Individual resilience is popular topic whereby researchers attempt to identify
characteristics of individuals who react positively to stress. However, such research uses
a reactionary approach, attempting to characterize successful individuals after they
experience adversity and does not explain why some individuals proactively seek out
challenging circumstances. Pursuing challenge is a new construct that explains why
individuals proactively increase stress as a strategic mechanism for developmental
purposes. I developed and validated a measurement tool for pursuing challenge in
multiple studies. Additionally, I explored relationships between pursuing challenge and
similar constructs (e.g., grit, proactive personality, and self-efficacy), as well as the extent
to which pursing challenge accounted for unique variance in performance outcomes using
correlational and regression analyses. Pursuing challenge demonstrated consistent
relationships with resilience, need for achievement, proactive personality, self-efficacy,
and grit, and accounted for unique variance in performance outcomes.
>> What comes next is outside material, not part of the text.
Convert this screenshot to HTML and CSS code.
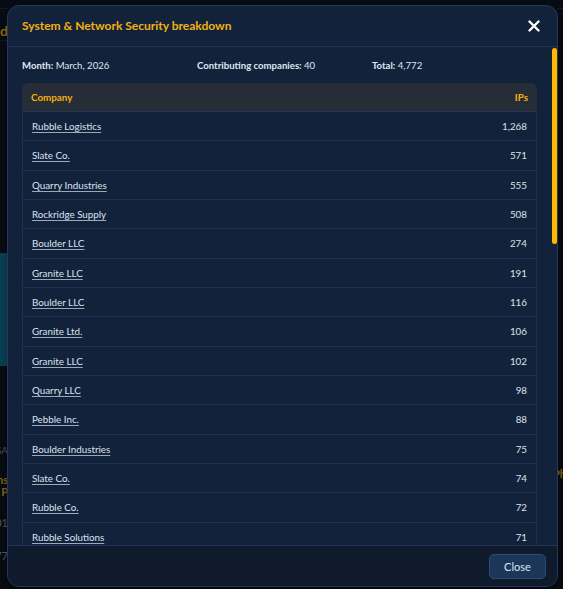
FILE: index.html
```html
<!DOCTYPE html>
<html lang="en">
<head>
<meta charset="utf-8">
<title>System &amp; Network Security breakdown</title>
<link rel="stylesheet" href="styles.css">
</head>
<body>
<div class="page">
  <div class="strip strip-left">
    <div class="bg-line bg-top"></div>
    <div class="bg-title">Incident trend</div>
    <div class="bg-line"></div>
    <div class="bg-gap1"></div>
    <div class="bg-teal"></div>
    <div class="bg-gap2"></div>
    <div class="bg-label">CATEGORIES USA</div>
    <div class="bg-orange">Systems<br>App P</div>
    <div class="bg-num">2,01</div>
    <div class="bg-num">4,77</div>
  </div>
  <div class="page-main"></div>
  <div class="strip strip-right">
    <div class="bg-line bg-top"></div>
    <div class="bg-gap3"></div>
    <div class="bg-orange-r">Physi</div>
  </div>
</div>

<div class="modal" role="dialog" aria-labelledby="modal-title">
  <div class="modal-header">
    <h2 id="modal-title" class="modal-title">System &amp; Network Security breakdown</h2>
    <button class="modal-x" aria-label="Close">
      <svg width="12" height="12" viewBox="0 0 12 12"><path d="M1.5 1.5 L10.5 10.5 M10.5 1.5 L1.5 10.5" stroke="#ffffff" stroke-width="2.4" stroke-linecap="round"/></svg>
    </button>
  </div>
  <div class="modal-body">
    <div class="meta">
      <div class="meta-item"><b>Month:</b> March, 2026</div>
      <div class="meta-item"><b>Contributing companies:</b> 40</div>
      <div class="meta-item"><b>Total:</b> 4,772</div>
    </div>
    <table class="breakdown">
      <thead>
        <tr><th class="c-name">Company</th><th class="c-num">IPs</th></tr>
      </thead>
      <tbody>
        <tr><td class="c-name"><a href="#">Rubble Logistics</a></td><td class="c-num">1,268</td></tr>
        <tr><td class="c-name"><a href="#">Slate Co.</a></td><td class="c-num">571</td></tr>
        <tr><td class="c-name"><a href="#">Quarry Industries</a></td><td class="c-num">555</td></tr>
        <tr><td class="c-name"><a href="#">Rockridge Supply</a></td><td class="c-num">508</td></tr>
        <tr><td class="c-name"><a href="#">Boulder LLC</a></td><td class="c-num">274</td></tr>
        <tr><td class="c-name"><a href="#">Granite LLC</a></td><td class="c-num">191</td></tr>
        <tr><td class="c-name"><a href="#">Boulder LLC</a></td><td class="c-num">116</td></tr>
        <tr><td class="c-name"><a href="#">Granite Ltd.</a></td><td class="c-num">106</td></tr>
        <tr><td class="c-name"><a href="#">Granite LLC</a></td><td class="c-num">102</td></tr>
        <tr><td class="c-name"><a href="#">Quarry LLC</a></td><td class="c-num">98</td></tr>
        <tr><td class="c-name"><a href="#">Pebble Inc.</a></td><td class="c-num">88</td></tr>
        <tr><td class="c-name"><a href="#">Boulder Industries</a></td><td class="c-num">75</td></tr>
        <tr><td class="c-name"><a href="#">Slate Co.</a></td><td class="c-num">74</td></tr>
        <tr><td class="c-name"><a href="#">Rubble Co.</a></td><td class="c-num">72</td></tr>
        <tr><td class="c-name"><a href="#">Rubble Solutions</a></td><td class="c-num">71</td></tr>
        <tr><td class="c-name"><a href="#">Pebble Supply</a></td><td class="c-num">67</td></tr>
        <tr><td class="c-name"><a href="#">Cobble Group</a></td><td class="c-num">65</td></tr>
        <tr><td class="c-name"><a href="#">Flint Systems</a></td><td class="c-num">60</td></tr>
        <tr><td class="c-name"><a href="#">Basalt Ltd.</a></td><td class="c-num">52</td></tr>
        <tr><td class="c-name"><a href="#">Shale Partners</a></td><td class="c-num">45</td></tr>
        <tr><td class="c-name"><a href="#">Gravel Inc.</a></td><td class="c-num">40</td></tr>
        <tr><td class="c-name"><a href="#">Marble Works</a></td><td class="c-num">36</td></tr>
        <tr><td class="c-name"><a href="#">Quarry Co.</a></td><td class="c-num">33</td></tr>
        <tr><td class="c-name"><a href="#">Slate Logistics</a></td><td class="c-num">30</td></tr>
        <tr><td class="c-name"><a href="#">Granite Solutions</a></td><td class="c-num">27</td></tr>
        <tr><td class="c-name"><a href="#">Boulder Co.</a></td><td class="c-num">24</td></tr>
        <tr><td class="c-name"><a href="#">Pebble LLC</a></td><td class="c-num">21</td></tr>
        <tr><td class="c-name"><a href="#">Rockridge Ltd.</a></td><td class="c-num">19</td></tr>
        <tr><td class="c-name"><a href="#">Cobble Inc.</a></td><td class="c-num">17</td></tr>
        <tr><td class="c-name"><a href="#">Flint Co.</a></td><td class="c-num">15</td></tr>
        <tr><td class="c-name"><a href="#">Basalt Industries</a></td><td class="c-num">12</td></tr>
        <tr><td class="c-name"><a href="#">Shale LLC</a></td><td class="c-num">10</td></tr>
        <tr><td class="c-name"><a href="#">Gravel Supply</a></td><td class="c-num">8</td></tr>
        <tr><td class="c-name"><a href="#">Marble Inc.</a></td><td class="c-num">6</td></tr>
        <tr><td class="c-name"><a href="#">Rubble Group</a></td><td class="c-num">5</td></tr>
        <tr><td class="c-name"><a href="#">Slate Systems</a></td><td class="c-num">4</td></tr>
        <tr><td class="c-name"><a href="#">Quarry Partners</a></td><td class="c-num">3</td></tr>
        <tr><td class="c-name"><a href="#">Granite Works</a></td><td class="c-num">2</td></tr>
        <tr><td class="c-name"><a href="#">Pebble Co.</a></td><td class="c-num">1</td></tr>
        <tr><td class="c-name"><a href="#">Boulder Supply</a></td><td class="c-num">1</td></tr>
      </tbody>
    </table>
    <div class="scroll-thumb"></div>
  </div>
  <div class="modal-footer">
    <button class="btn-close">Close</button>
  </div>
</div>
</body>
</html>
```

FILE: styles.css
```css
* { box-sizing: border-box; }

html, body {
  margin: 0;
  padding: 0;
  width: 563px;
  height: 589px;
  overflow: hidden;
  background: #080d15;
  font-family: "Lato", "Noto Sans", "Liberation Sans", sans-serif;
}

/* background page (dimmed, behind the modal) */
.page {
  display: flex;
  height: 589px;
}
.strip {
  width: 8px;
  display: flex;
  flex-direction: column;
  overflow: hidden;
  white-space: nowrap;
}
.strip-left { align-items: flex-end; }
.strip-right { align-items: flex-start; width: 6px; }
.page-main { flex: 1; }

.bg-line {
  height: 1px;
  width: 60px;
  background: #141c28;
  flex: none;
}
.bg-top { margin-top: 8px; }
.bg-title {
  margin-top: 13px;
  height: 18px;
  color: #a87a10;
  font-size: 14px;
  font-weight: 700;
  line-height: 18px;
}
.bg-gap1 { height: 212px; flex: none; }
.bg-teal {
  width: 8px;
  height: 113px;
  background: #0b4a5e;
  flex: none;
}
.bg-gap2 { height: 78px; flex: none; }
.bg-label {
  color: #4e5968;
  font-size: 10px;
  line-height: 12px;
  height: 12px;
}
.bg-orange {
  margin-top: 18px;
  color: #9c730f;
  font-size: 11px;
  font-weight: 700;
  line-height: 12px;
  text-align: right;
}
.bg-num {
  margin-top: 17px;
  color: #5a6472;
  font-size: 11px;
  line-height: 16px;
}
.bg-gap3 { height: 459px; flex: none; }
.bg-orange-r {
  color: #9c730f;
  font-size: 11px;
  font-weight: 700;
  line-height: 12px;
  margin-left: -4px;
}

/* modal */
.modal {
  position: absolute;
  left: 7px;
  top: 5px;
  width: 551px;
  height: 582px;
  background: #13223b;
  border: 1px solid #25375a;
  border-radius: 12px;
  display: flex;
  flex-direction: column;
  overflow: hidden;
  box-shadow: 0 4px 20px rgba(0,0,0,0.5);
}

.modal-header {
  height: 41px;
  flex: none;
  display: flex;
  align-items: center;
  justify-content: space-between;
  padding: 0 16px 0 14px;
  border-bottom: 1px solid #22345a;
}
.modal-title {
  margin: 0;
  color: #f2b10d;
  font-size: 12px;
  font-weight: 700;
  line-height: 16px;
}
.modal-x {
  background: none;
  border: 0;
  padding: 0;
  width: 14px;
  height: 14px;
  display: flex;
  align-items: center;
  justify-content: center;
  cursor: pointer;
}

.modal-body {
  flex: 1;
  position: relative;
  overflow: hidden;
  padding: 12px 20px 0 14px;
}

.meta {
  display: grid;
  grid-template-columns: 175px 175px auto;
  color: #dfe6f1;
  font-size: 9.6px;
  line-height: 14px;
  height: 14px;
}
.meta b { font-weight: 700; }

.breakdown {
  margin-top: 10px;
  width: 100%;
  border-collapse: separate;
  border-spacing: 0;
  font-size: 9.8px;
}
.breakdown th {
  background: #272d37;
  color: #f2b10d;
  font-weight: 700;
  height: 29px;
  padding: 0 9px;
  border-bottom: 1px solid #22345a;
}
.breakdown th:first-child { border-top-left-radius: 6px; }
.breakdown th:last-child { border-top-right-radius: 6px; }
.breakdown td {
  height: 29.33px;
  padding: 0 9px;
  border-bottom: 1px solid #1f3152;
  color: #dbe3ee;
}
.breakdown td:first-child { border-left: 1px solid #1f3152; }
.breakdown td:last-child { border-right: 1px solid #1f3152; }
.c-name { text-align: left; }
.c-num { text-align: right; }
.breakdown a {
  color: #dbe3ee;
  text-decoration: underline;
  text-decoration-color: #9aa8bc;
  text-underline-offset: 2px;
}

.scroll-thumb {
  position: absolute;
  right: 0;
  top: 1px;
  width: 5px;
  height: 196px;
  background: #ffb800;
  border-radius: 3px;
}

.modal-footer {
  height: 41px;
  flex: none;
  display: flex;
  align-items: center;
  justify-content: flex-end;
  padding: 0 11px;
  background: #0f1a2c;
  border-top: 1px solid #22345a;
}
.btn-close {
  width: 57px;
  height: 25px;
  background: #1b3659;
  border: 1px solid #2c4c74;
  border-radius: 5px;
  color: #dde5ef;
  font-family: inherit;
  font-size: 11px;
  padding: 0;
  cursor: pointer;
}
```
Results indicated
three implications for research on resilience and performance include: 1) the need for a
proactive perspective to examine individual resilience and performance in stressful
situations, 2) pursuing challenge captures unique characteristics of resilience and
performance, and 3) individuals who pursue challenge demonstrated consistent
personality traits that crossed boundary conditions of the Big Five personality domains.